Wednesday, March 7, 2007

Seamless integration of advertising and prime time sitcom

Have you heard the news? The GEICO Cavemen are going prime-time. ABC announced that the commercial characters will become the basis for a sitcom. This represents, I think, a great example of “seamless integration,” which refers to the ways in which advertisers work their products into movies, music and television. Think BMW Minis and The Italian Job. From a theoretical viewpoint the intertextual nature of this shift between advertising and prime time television represents the ways in which texts and images bleed as media cross contaminate. I think this would also qualify as an example of convergence culture where the text (advertisement) from one form converges with that of another form (the prime time sitcom). I have written elsewhere about what I think is the importance of the depiction in advertising of men as cavemen (along with the depiction of men as wolves and men caught in public with their pants down) and the implications of this depiction for American culture and society. From a critical perspective, I’m not too thrilled with this latest move. But the lighthearted side of me can’t wait to see those crazy cavemen make their way through all the social awkwardness that prime-time television can muster. This isn’t the first time commercial characters have made the leap into prime time as "Baby Bob" and The California Raisons both of commercial fame, for a brief time, entered the hallowed halls of network television.

3 comments:

Adriana Marino said...

I think it is quite commical that these cavemen are going to be characters on a primetime sitcom. It raises the question about gender identity. We talked about in class, the male gender identity "crisis" due to advertising that depicts men as unintelligent cavemen--will having a sitcom based on these same characters heighten this identity crisis further?

Unknown said...

I think this recent decision further supports the fact that advertising is experiencing an increase in power within our culture.

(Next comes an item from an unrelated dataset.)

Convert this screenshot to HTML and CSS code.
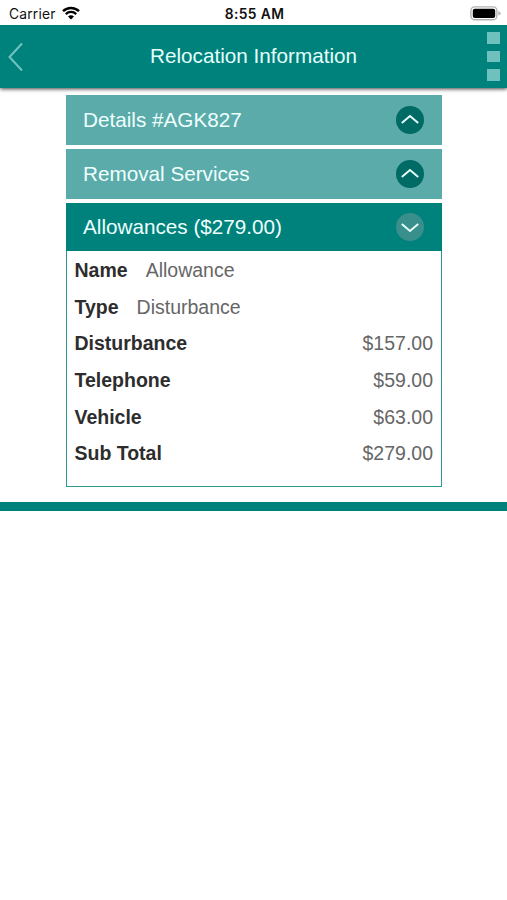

Advertising can have such a great affect on consumers, so much so, apparently, that now people are excited to see the basis for an advertisement turn into a sitcom. I never could have imagined something like this happening since most of the time I can not even stand watching commercials on TV and have to switch to another show while commercials are playing.

Anonymous said...

Since the start of class I have noticed seamless integration in several different television shows and movies. I feel like a product appears somewhere in everything I watch! These are a a couple examples of seamless integration that I have recently taken notice of.

The proposal at Tiffany's from "Sweet Home Alabama."
In "The Transporter 2" , nearly every car was an Audi.
Adam Sandler gets his "universal" remote from Bed Bath & Beyond in "Click"
In "American Idol" Coca-Cola cups are always sitting in front of the judges on the judges table.